Publicity. Be aware of the publicity rights built into the contract - does the other party have the right to identify you publicly on client lists and marketing materials, and is your prior approval required for publicity? These rights are important to locate and decide on.
Some additional operational considerations for your startup with regards to contracts and contract management:
Set up a simple contract management system. There are plenty of contract management services and products for startups. It’s also possible to set up a DIY contract management system.
Set up an approval process. The contract approval workflow will evolve over time. For early stage startups, it is important to make sure everyone in the company is aware of who needs to approve a contract. Criteria may be based on dollar value, type of contract, length of contract, or other factors that make sense for the business.
File signed contracts. Make sure you retain a copy of the final signed contract, and any addenda or amendments to that contract. It’s advisable to have a central location for all signed contracts, such as a file on your shared drive. This file will become part of the data room you share with prospective investors. Check out our “Short Startup Fundraising Preparedness Guide - specifically the section regarding your data room.
Track contract deadlines.
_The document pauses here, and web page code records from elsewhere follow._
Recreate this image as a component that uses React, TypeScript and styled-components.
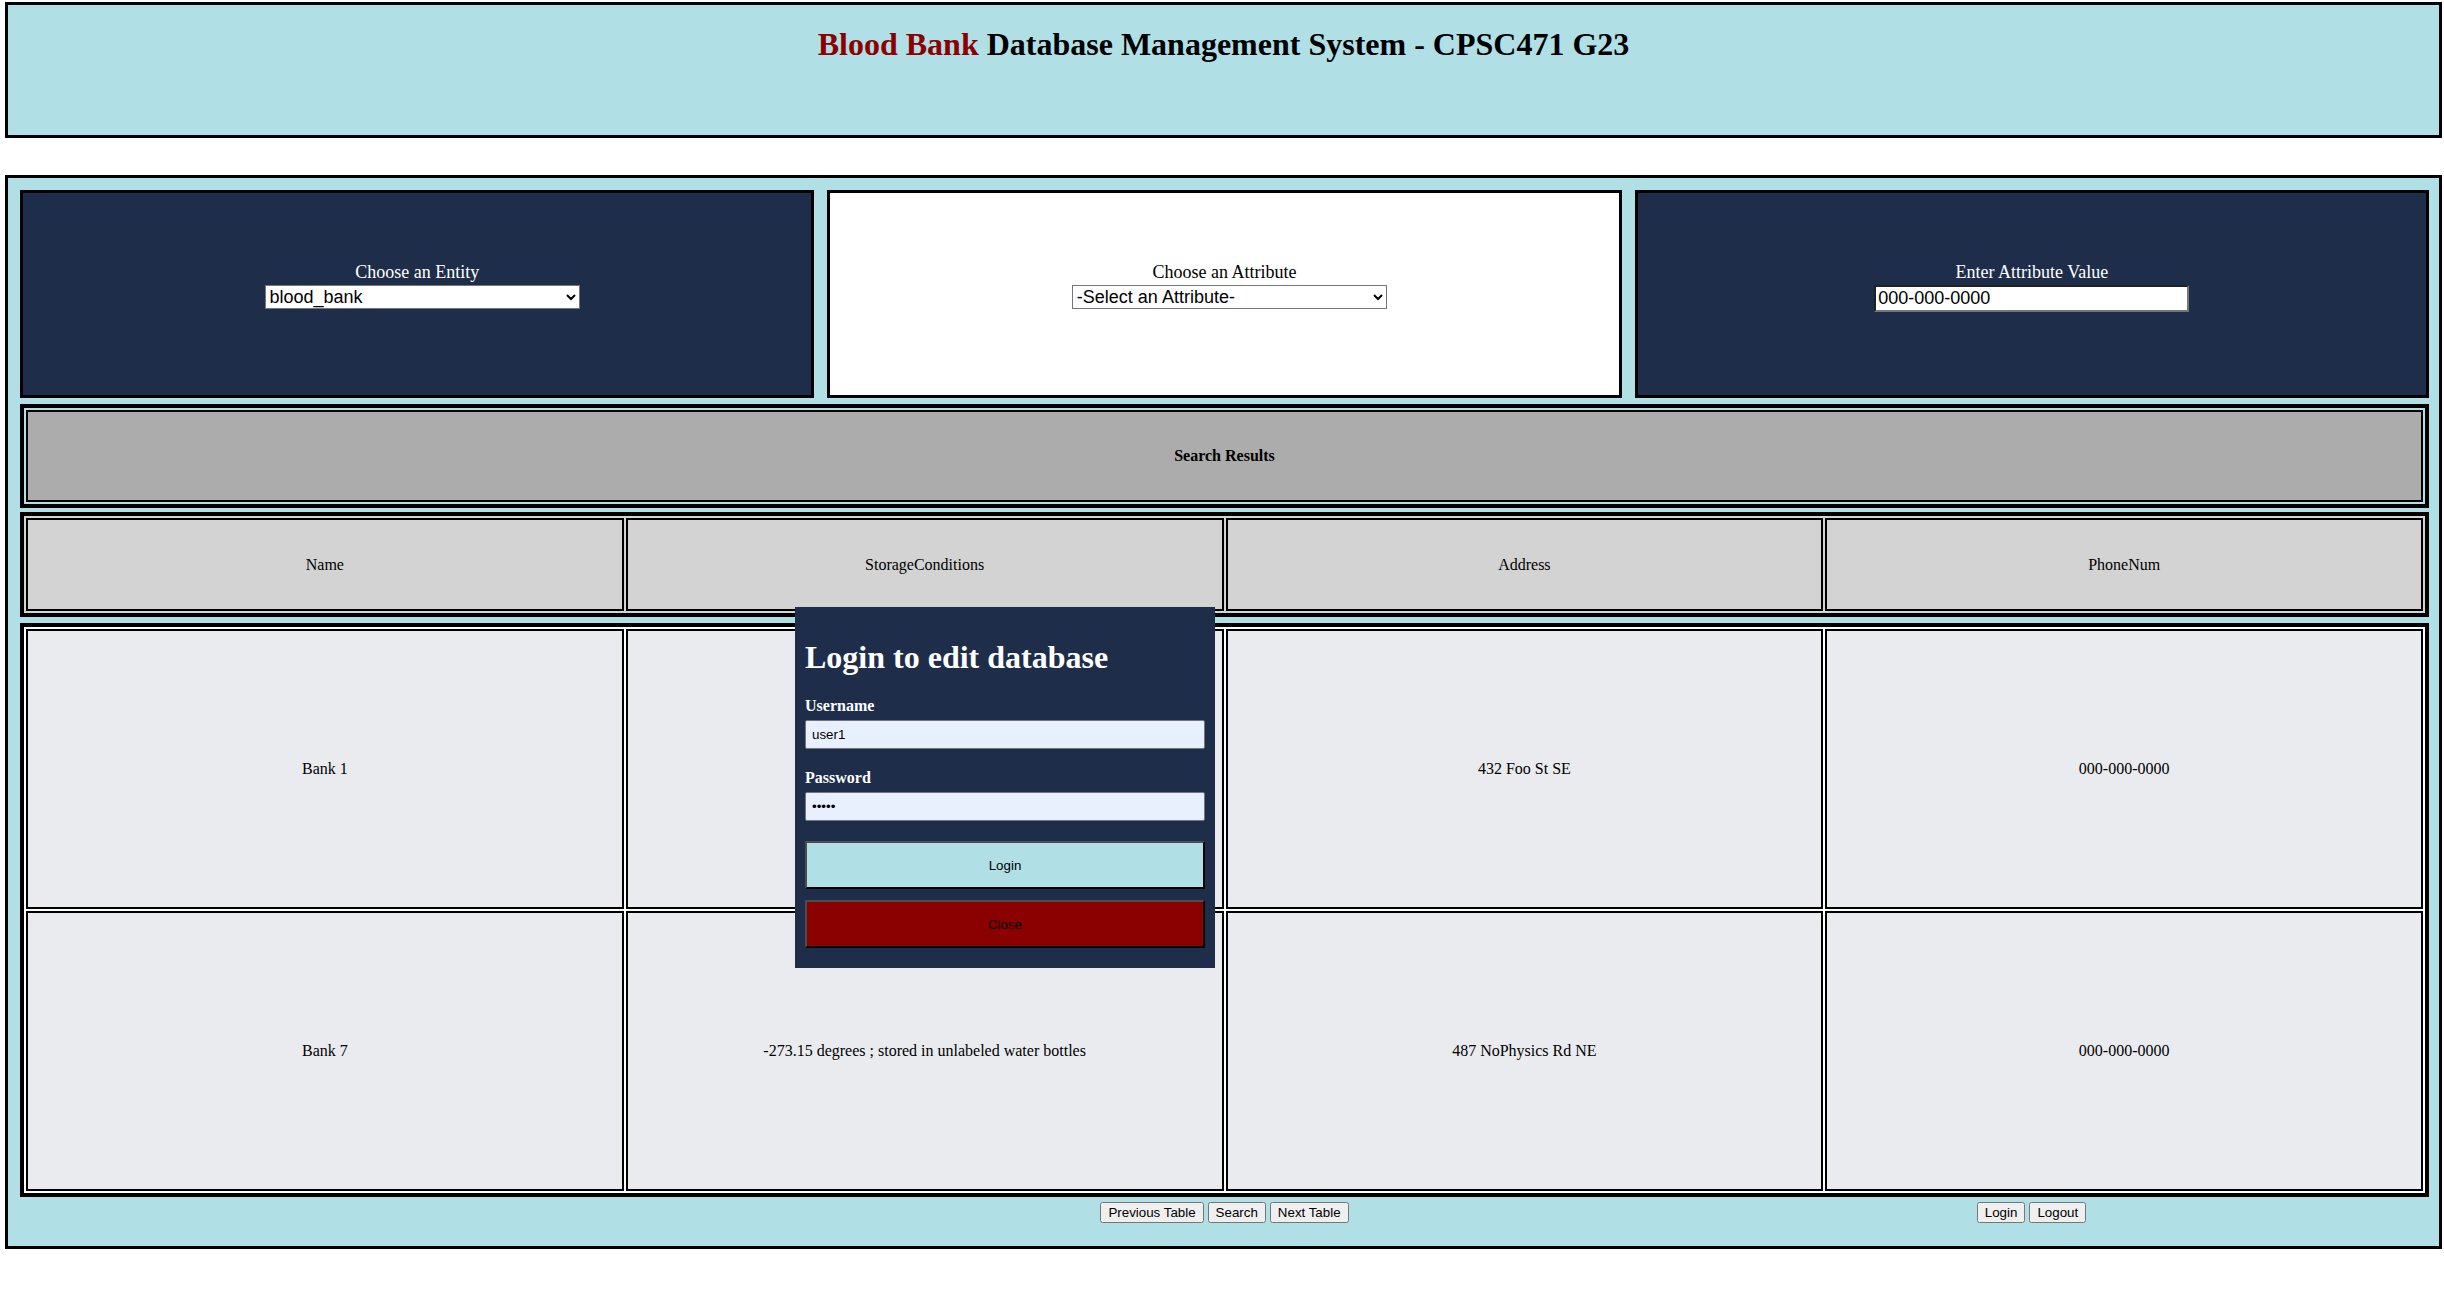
import React from "react";
import styled, { createGlobalStyle } from "styled-components";

const GlobalStyle = createGlobalStyle`
  html, body {
    margin: 0;
    padding: 0;
    background: #ffffff;
  }
  body {
    font-family: "Liberation Serif", "Times New Roman", serif;
    color: #000;
  }
`;

const NAVY = "#1e2d4a";
const POWDER = "#b0e0e6";

const Page = styled.div`
  position: relative;
  width: 2444px;
  box-sizing: border-box;
  padding: 2px 2px 40px 5px;
`;

const Header = styled.header`
  height: 136px;
  box-sizing: border-box;
  border: 3px solid #000;
  background: ${POWDER};
  text-align: center;
`;

const Title = styled.h1`
  margin: 21px 0 0;
  font-size: 32px;
  font-weight: bold;
  color: #000;
`;

const Red = styled.span`
  color: #8b0000;
`;

const Main = styled.main`
  display: block;
  margin-top: 37px;
  border: 3px solid #000;
  background: ${POWDER};
  padding: 12px 10px 23px 12px;
`;

const PanelRow = styled.div`
  display: flex;
  gap: 13px;
`;

const Panel = styled.div<{ $light?: boolean }>`
  flex: 1 1 0;
  min-width: 0;
  height: 208px;
  box-sizing: border-box;
  border: 3px solid #000;
  background: ${(p) => (p.$light ? "#ffffff" : NAVY)};
  color: ${(p) => (p.$light ? "#000000" : "#ffffff")};
  padding-top: 69px;
  text-align: center;
`;

const PanelLabel = styled.label`
  display: block;
  font-size: 18px;
  line-height: 21px;
  margin-bottom: 2px;
`;

const EntitySelect = styled.select`
  width: 40%;
  height: 24px;
  margin: 0 0 0 10px;
  font-family: "Liberation Sans", Arial, sans-serif;
  font-size: 18px;
  color: #000;
  background: #fff;
`;

const ValueInput = styled.input`
  width: 40%;
  height: 27px;
  box-sizing: border-box;
  margin: 0;
  padding: 1px 2px;
  font-family: "Liberation Sans", Arial, sans-serif;
  font-size: 18px;
  color: #000;
  background: #fff;
`;

const Grid = styled.table<{ $bg: string; $mt: number }>`
  width: 100%;
  table-layout: fixed;
  border-collapse: separate;
  border-spacing: 2px;
  border: 4px solid #000;
  background: ${(p) => p.$bg};
  margin-top: ${(p) => p.$mt}px;
`;

const Cell = styled.td<{ $bg: string; $h: number; $bold?: boolean }>`
  box-sizing: border-box;
  height: ${(p) => p.$h}px;
  border: 2px solid #000;
  background: ${(p) => p.$bg};
  padding: 0;
  text-align: center;
  vertical-align: middle;
  font-size: 16px;
  font-weight: ${(p) => (p.$bold ? "bold" : "normal")};
`;

const Footer = styled.div`
  display: grid;
  grid-template-columns: repeat(3, 1fr);
  margin-top: 5px;
  height: 21px;
`;

const ButtonGroup = styled.div<{ $col: number; $shift?: number }>`
  grid-column: ${(p) => p.$col};
  display: flex;
  justify-content: center;
  gap: 4px;
  padding-left: ${(p) => p.$shift ?? 0}px;
`;

const SmallButton = styled.button`
  height: 21px;
  margin: 0;
  font-family: "Liberation Sans", Arial, sans-serif;
  font-size: 13.333px;
`;

const Modal = styled.div`
  position: absolute;
  left: 795px;
  top: 607px;
  width: 420px;
  box-sizing: border-box;
  padding: 11px 10px 20px;
  background: ${NAVY};
  color: #fff;
`;

const ModalTitle = styled.h1`
  margin: 21px 0;
  font-size: 32px;
  font-weight: bold;
`;

const FieldLabel = styled.label`
  display: block;
  font-size: 16px;
  font-weight: bold;
  margin-bottom: 5px;
`;

const FieldInput = styled.input`
  display: block;
  width: 100%;
  height: 29px;
  box-sizing: border-box;
  margin: 0 0 20px;
  padding: 0 6px;
  border: 1px solid #767676;
  border-radius: 2px;
  background: #e8f0fe;
  color: #000;
  font-family: "Liberation Sans", Arial, sans-serif;
  font-size: 13.333px;
  outline: none;
`;

const ModalButton = styled.button<{ $danger?: boolean }>`
  display: block;
  width: 100%;
  height: 48px;
  box-sizing: border-box;
  margin: 0 0 ${(p) => (p.$danger ? 0 : 11)}px;
  border: 2px solid;
  border-color: #4d4d4d #000 #000 #4d4d4d;
  background: ${(p) => (p.$danger ? "#8b0000" : POWDER)};
  color: #000;
  font-family: "Liberation Sans", Arial, sans-serif;
  font-size: 13.333px;
`;

const columns = ["Name", "StorageConditions", "Address", "PhoneNum"];

const rows = [
  ["Bank 1", "", "432 Foo St SE", "000-000-0000"],
  [
    "Bank 7",
    "-273.15 degrees ; stored in unlabeled water bottles",
    "487 NoPhysics Rd NE",
    "000-000-0000",
  ],
];

export default function App() {
  return (
    <>
      <GlobalStyle />
      <Page>
        <Header>
          <Title>
            <Red>Blood Bank</Red> Database Management System - CPSC471 G23
          </Title>
        </Header>

        <Main>
          <PanelRow>
            <Panel>
              <PanelLabel>Choose an Entity</PanelLabel>
              <EntitySelect defaultValue="blood_bank">
                <option value="blood_bank">blood_bank</option>
                <option value="donor">donor</option>
                <option value="recipient">recipient</option>
              </EntitySelect>
            </Panel>
            <Panel $light>
              <PanelLabel>Choose an Attribute</PanelLabel>
              <EntitySelect defaultValue="">
                <option value="">-Select an Attribute-</option>
                <option value="Name">Name</option>
                <option value="PhoneNum">PhoneNum</option>
              </EntitySelect>
            </Panel>
            <Panel>
              <PanelLabel>Enter Attribute Value</PanelLabel>
              <ValueInput type="text" defaultValue="000-000-0000" />
            </Panel>
          </PanelRow>

          <Grid $bg="transparent" $mt={6}>
            <tbody>
              <tr>
                <Cell $bg="#acacac" $h={92} $bold>
                  Search Results
                </Cell>
              </tr>
            </tbody>
          </Grid>

          <Grid $bg="#d3d3d3" $mt={4}>
            <tbody>
              <tr>
                {columns.map((c) => (
                  <Cell key={c} $bg="#d3d3d3" $h={93}>
                    {c}
                  </Cell>
                ))}
              </tr>
            </tbody>
          </Grid>

          <Grid $bg="#ffffff" $mt={6}>
            <tbody>
              {rows.map((r, i) => (
                <tr key={i}>
                  {r.map((v, j) => (
                    <Cell key={j} $bg="#eaebef" $h={280}>
                      {v}
                    </Cell>
                  ))}
                </tr>
              ))}
            </tbody>
          </Grid>

          <Footer>
            <ButtonGroup $col={2}>
              <SmallButton>Previous Table</SmallButton>
              <SmallButton>Search</SmallButton>
              <SmallButton>Next Table</SmallButton>
            </ButtonGroup>
            <ButtonGroup $col={3} $shift={8}>
              <SmallButton>Login</SmallButton>
              <SmallButton>Logout</SmallButton>
            </ButtonGroup>
          </Footer>
        </Main>

        <Modal>
          <ModalTitle>Login to edit database</ModalTitle>
          <FieldLabel>Username</FieldLabel>
          <FieldInput type="text" defaultValue="user1" />
          <FieldLabel>Password</FieldLabel>
          <FieldInput type="password" defaultValue="12345" />
          <ModalButton>Login</ModalButton>
          <ModalButton $danger>Close</ModalButton>
        </Modal>
      </Page>
    </>
  );
}
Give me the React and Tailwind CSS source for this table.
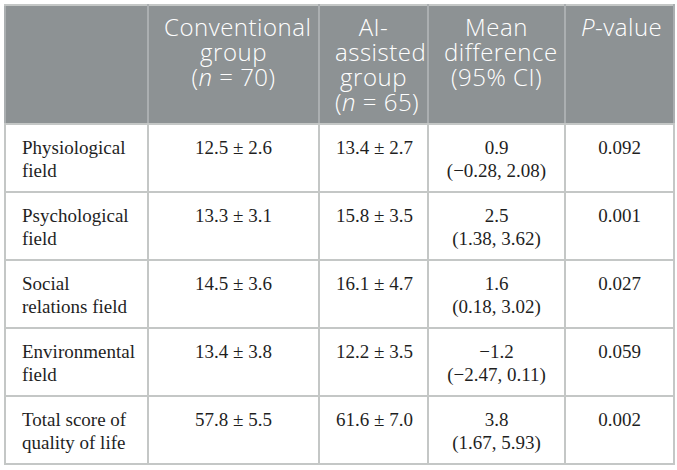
import React from "react";

const rows = [
  { label: ["Physiological", "field"], conv: "12.5 ± 2.6", ai: "13.4 ± 2.7", diff: "0.9", ci: "(−0.28, 2.08)", p: "0.092" },
  { label: ["Psychological", "field"], conv: "13.3 ± 3.1", ai: "15.8 ± 3.5", diff: "2.5", ci: "(1.38, 3.62)", p: "0.001" },
  { label: ["Social", "relations field"], conv: "14.5 ± 3.6", ai: "16.1 ± 4.7", diff: "1.6", ci: "(0.18, 3.02)", p: "0.027" },
  { label: ["Environmental", "field"], conv: "13.4 ± 3.8", ai: "12.2 ± 3.5", diff: "−1.2", ci: "(−2.47, 0.11)", p: "0.059" },
  { label: ["Total score of", "quality of life"], conv: "57.8 ± 5.5", ai: "61.6 ± 7.0", diff: "3.8", ci: "(1.67, 5.93)", p: "0.002" },
];

const th =
  "align-top text-center whitespace-nowrap px-[15px] pt-[8px] pb-[9px] h-[118px] border-2 border-[#c4c7c6] border-l-[#abafb1] border-r-[#abafb1] font-light tracking-[0.5px]";
const td = "align-top whitespace-nowrap px-4 pt-[11px] pb-[9px] border-2 border-[#c4c7c6]";

export default function App() {
  return (
    <div className="w-[677px] h-[470px] bg-white p-[4px]">
      <table
        className="table-fixed border-collapse w-[669px] border-2 border-[#c4c7c6]"
        style={{ fontFamily: "'Liberation Serif', serif" }}
      >
        <colgroup>
          <col className="w-[143px]" />
          <col className="w-[171px]" />
          <col className="w-[109px]" />
          <col className="w-[137px]" />
          <col className="w-[109px]" />
        </colgroup>
        <thead>
          <tr
            className="bg-[#8d9294] text-white text-[24px] leading-[25px]"
            style={{ fontFamily: "'Open Sans', sans-serif" }}
          >
            <th className={th}></th>
            <th className={th}>
              Conventional
              <br />
              group
              <br />(<i>n</i>&nbsp;=&nbsp;70)
            </th>
            <th className={th}>
              AI-
              <br />
              assisted
              <br />
              group
              <br />(<i>n</i>&nbsp;=&nbsp;65)
            </th>
            <th className={th}>
              Mean
              <br />
              difference
              <br />
              (95% CI)
            </th>
            <th className={th}>
              <i>P</i>-value
            </th>
          </tr>
        </thead>
        <tbody className="text-[19px] leading-[23px] text-[#1f1f1f]">
          {rows.map((r) => (
            <tr key={r.label[0]} className="h-[68px]">
              <td className={td + " text-left"}>
                <div>{r.label[0]}</div>
                <div>{r.label[1]}</div>
              </td>
              <td className={td + " text-center"}>{r.conv}</td>
              <td className={td + " text-center"}>{r.ai}</td>
              <td className={td + " text-center"}>
                <div>{r.diff}</div>
                <div>{r.ci}</div>
              </td>
              <td className={td + " text-center"}>{r.p}</td>
            </tr>
          ))}
        </tbody>
      </table>
    </div>
  );
}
Make sure you have a user-friendly system to track key dates for your contracts, in particular any deadlines to renew or terminate the agreement. This can be done in a simple Google sheet, Airtable, or similar format. We also recommend calendaring and setting reminders for key dates such as deadlines to renew or terminate contracts.
Consider a contract playbook. If the company has a standard approach to common contract terms, you may consider building a playbook so team members can efficiently review and comment on contracts. This is something your attorney could create for you, or partners like Inkly can get you set up with a standard playbook. The 10 items in the “Check Key Contract Terms” above are a great starting point for developing your playbook.